Given exercise → Find every line below that contains the word "components" and copy it out.

Data entries →
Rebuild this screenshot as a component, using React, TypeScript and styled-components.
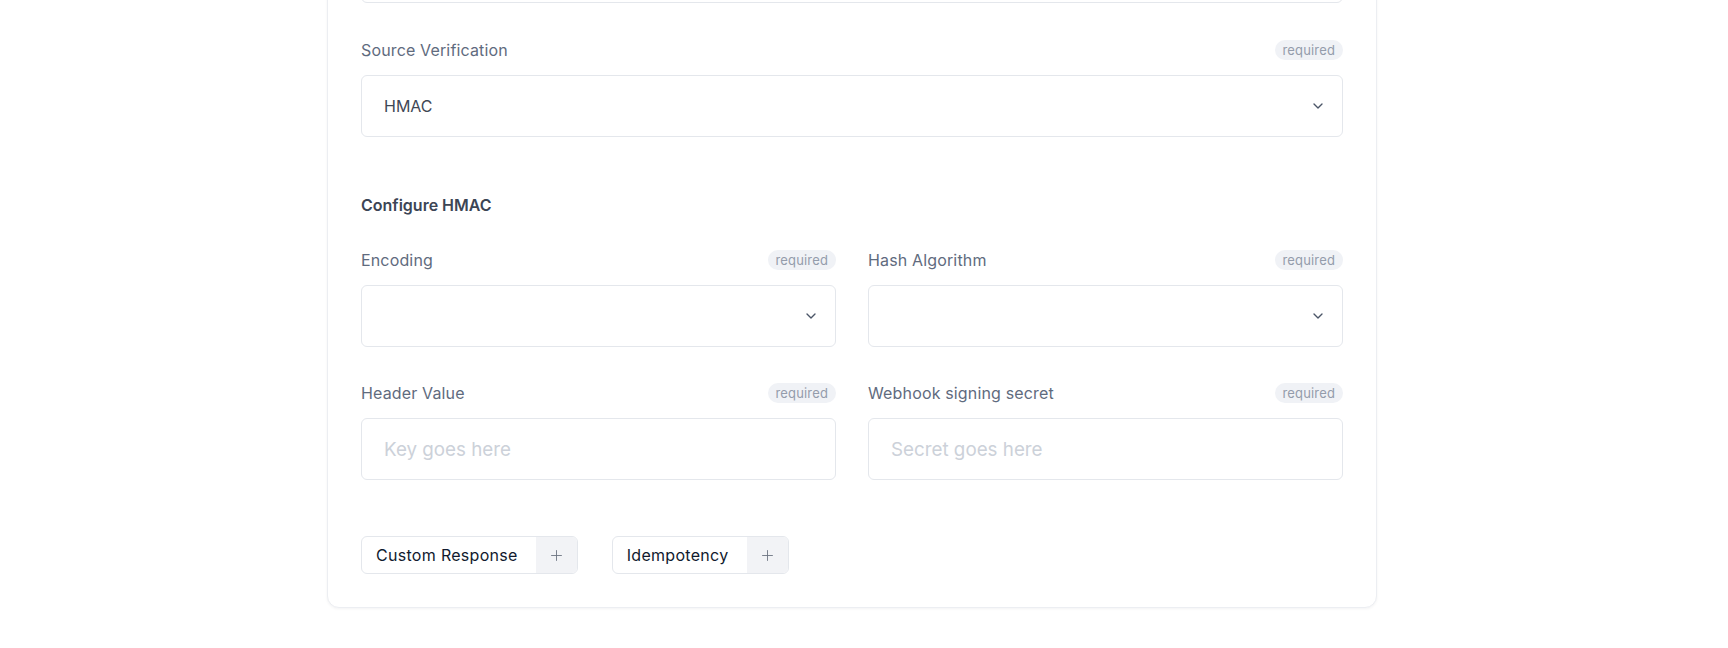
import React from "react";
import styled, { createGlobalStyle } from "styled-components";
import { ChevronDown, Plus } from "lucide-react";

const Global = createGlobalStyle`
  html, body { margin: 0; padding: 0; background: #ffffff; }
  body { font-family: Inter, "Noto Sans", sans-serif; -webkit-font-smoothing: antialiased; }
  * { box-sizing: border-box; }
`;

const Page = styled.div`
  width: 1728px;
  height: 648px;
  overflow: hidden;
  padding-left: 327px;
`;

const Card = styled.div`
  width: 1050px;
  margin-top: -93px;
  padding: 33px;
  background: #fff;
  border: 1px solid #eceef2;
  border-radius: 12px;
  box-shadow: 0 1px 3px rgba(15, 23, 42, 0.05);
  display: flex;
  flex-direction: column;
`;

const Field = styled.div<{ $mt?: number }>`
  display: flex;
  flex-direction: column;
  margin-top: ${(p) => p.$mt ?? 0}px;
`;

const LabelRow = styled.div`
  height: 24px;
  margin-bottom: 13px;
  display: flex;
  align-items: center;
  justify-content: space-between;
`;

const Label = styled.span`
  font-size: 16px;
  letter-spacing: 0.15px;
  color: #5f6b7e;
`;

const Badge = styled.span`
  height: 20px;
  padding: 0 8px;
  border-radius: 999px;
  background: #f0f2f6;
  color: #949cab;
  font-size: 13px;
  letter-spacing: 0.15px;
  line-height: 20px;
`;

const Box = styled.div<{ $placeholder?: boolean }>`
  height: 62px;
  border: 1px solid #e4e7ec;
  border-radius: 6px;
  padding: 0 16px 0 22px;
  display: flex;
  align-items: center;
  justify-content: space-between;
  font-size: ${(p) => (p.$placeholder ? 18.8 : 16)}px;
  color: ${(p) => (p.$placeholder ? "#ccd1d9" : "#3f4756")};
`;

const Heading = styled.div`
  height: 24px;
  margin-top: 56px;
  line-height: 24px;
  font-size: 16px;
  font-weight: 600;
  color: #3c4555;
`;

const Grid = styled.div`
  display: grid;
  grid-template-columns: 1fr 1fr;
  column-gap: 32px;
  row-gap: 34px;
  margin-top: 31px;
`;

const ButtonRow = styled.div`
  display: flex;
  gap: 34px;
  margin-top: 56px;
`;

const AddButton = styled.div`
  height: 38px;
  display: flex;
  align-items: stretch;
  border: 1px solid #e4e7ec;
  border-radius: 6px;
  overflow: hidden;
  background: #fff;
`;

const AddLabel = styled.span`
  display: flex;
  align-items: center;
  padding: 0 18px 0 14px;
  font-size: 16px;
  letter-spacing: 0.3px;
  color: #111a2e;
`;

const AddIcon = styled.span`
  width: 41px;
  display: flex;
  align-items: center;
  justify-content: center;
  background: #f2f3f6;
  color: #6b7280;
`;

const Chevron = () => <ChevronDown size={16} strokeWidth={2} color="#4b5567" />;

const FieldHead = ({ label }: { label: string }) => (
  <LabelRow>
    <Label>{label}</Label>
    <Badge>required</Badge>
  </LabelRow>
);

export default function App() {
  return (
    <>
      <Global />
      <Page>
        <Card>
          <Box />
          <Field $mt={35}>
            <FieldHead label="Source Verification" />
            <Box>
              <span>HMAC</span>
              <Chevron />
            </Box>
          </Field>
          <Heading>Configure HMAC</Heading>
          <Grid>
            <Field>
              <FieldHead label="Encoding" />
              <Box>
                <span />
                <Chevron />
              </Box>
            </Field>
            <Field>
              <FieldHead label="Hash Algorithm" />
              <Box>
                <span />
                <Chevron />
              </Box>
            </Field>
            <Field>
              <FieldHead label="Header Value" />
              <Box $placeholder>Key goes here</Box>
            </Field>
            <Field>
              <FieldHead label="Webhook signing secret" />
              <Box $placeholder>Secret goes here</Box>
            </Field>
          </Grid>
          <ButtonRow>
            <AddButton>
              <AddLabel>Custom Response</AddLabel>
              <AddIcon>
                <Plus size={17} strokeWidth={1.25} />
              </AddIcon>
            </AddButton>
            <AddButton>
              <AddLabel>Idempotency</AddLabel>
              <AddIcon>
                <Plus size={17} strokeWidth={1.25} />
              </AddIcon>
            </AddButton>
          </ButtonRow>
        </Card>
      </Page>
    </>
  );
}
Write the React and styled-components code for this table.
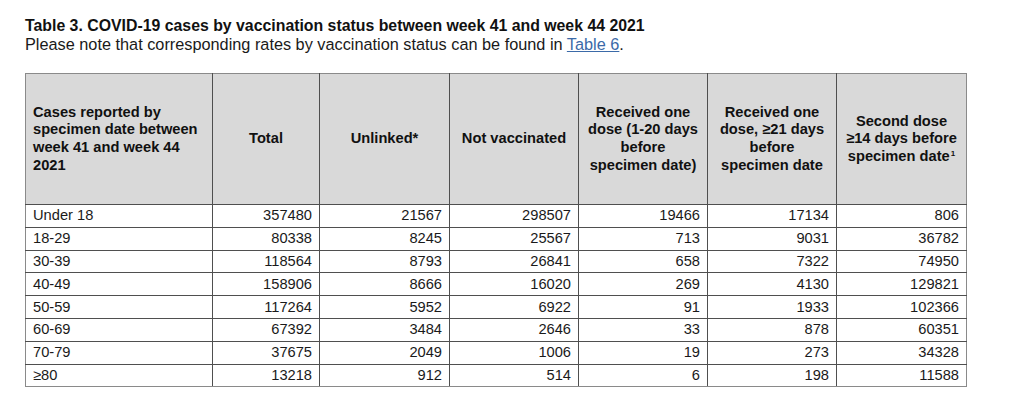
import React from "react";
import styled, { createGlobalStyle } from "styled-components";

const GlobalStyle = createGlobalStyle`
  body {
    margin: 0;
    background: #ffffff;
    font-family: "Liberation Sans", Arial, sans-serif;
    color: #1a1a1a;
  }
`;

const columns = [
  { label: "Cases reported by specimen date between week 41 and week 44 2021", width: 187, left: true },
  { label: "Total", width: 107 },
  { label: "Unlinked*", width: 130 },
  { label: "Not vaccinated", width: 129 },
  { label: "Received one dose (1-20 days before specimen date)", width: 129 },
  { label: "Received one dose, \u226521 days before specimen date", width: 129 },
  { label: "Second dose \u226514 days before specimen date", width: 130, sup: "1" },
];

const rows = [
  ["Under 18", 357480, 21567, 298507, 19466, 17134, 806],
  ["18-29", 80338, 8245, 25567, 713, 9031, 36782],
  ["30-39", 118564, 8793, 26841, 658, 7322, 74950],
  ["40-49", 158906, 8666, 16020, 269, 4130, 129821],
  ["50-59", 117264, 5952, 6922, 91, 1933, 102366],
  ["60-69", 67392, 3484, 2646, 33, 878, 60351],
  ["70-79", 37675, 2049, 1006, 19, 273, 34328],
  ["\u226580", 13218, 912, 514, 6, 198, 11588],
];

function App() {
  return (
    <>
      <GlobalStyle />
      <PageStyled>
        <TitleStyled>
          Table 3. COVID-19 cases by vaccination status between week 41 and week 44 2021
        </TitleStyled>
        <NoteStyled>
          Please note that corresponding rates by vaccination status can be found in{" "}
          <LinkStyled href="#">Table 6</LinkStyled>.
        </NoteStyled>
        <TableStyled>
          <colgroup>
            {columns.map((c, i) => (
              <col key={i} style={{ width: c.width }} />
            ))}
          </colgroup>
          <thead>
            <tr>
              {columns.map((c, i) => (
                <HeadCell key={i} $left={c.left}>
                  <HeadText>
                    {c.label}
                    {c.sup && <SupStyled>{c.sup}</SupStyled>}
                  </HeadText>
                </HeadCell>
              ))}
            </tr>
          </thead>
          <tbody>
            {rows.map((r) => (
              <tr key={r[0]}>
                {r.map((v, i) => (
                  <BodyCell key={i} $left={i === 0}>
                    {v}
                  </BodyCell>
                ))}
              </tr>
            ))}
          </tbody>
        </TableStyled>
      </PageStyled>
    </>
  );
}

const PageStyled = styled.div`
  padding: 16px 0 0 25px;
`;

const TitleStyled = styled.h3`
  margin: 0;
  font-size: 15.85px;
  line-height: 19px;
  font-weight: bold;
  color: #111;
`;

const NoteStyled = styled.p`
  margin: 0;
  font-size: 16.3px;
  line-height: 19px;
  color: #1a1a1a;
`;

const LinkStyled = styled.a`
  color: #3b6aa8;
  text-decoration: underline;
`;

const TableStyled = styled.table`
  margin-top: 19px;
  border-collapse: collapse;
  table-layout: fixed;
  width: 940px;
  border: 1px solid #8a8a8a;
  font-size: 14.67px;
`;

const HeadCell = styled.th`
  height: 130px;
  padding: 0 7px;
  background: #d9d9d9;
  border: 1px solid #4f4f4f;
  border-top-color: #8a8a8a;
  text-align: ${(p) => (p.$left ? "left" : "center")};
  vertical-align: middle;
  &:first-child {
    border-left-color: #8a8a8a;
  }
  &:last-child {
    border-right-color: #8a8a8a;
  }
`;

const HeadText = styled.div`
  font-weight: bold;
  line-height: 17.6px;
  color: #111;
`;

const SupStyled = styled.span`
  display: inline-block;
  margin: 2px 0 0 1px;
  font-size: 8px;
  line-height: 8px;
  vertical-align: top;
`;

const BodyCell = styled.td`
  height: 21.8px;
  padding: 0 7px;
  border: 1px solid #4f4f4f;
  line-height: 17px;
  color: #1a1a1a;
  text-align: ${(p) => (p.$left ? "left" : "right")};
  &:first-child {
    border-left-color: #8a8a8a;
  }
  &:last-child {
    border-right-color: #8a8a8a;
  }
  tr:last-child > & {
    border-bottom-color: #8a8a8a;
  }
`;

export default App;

Response to this task →
Rebuild this screenshot as a component, using React, TypeScript and styled-components.
import styled, { createGlobalStyle } from "styled-components";
Write the React and styled-components code for this table.
import styled, { createGlobalStyle } from "styled-components";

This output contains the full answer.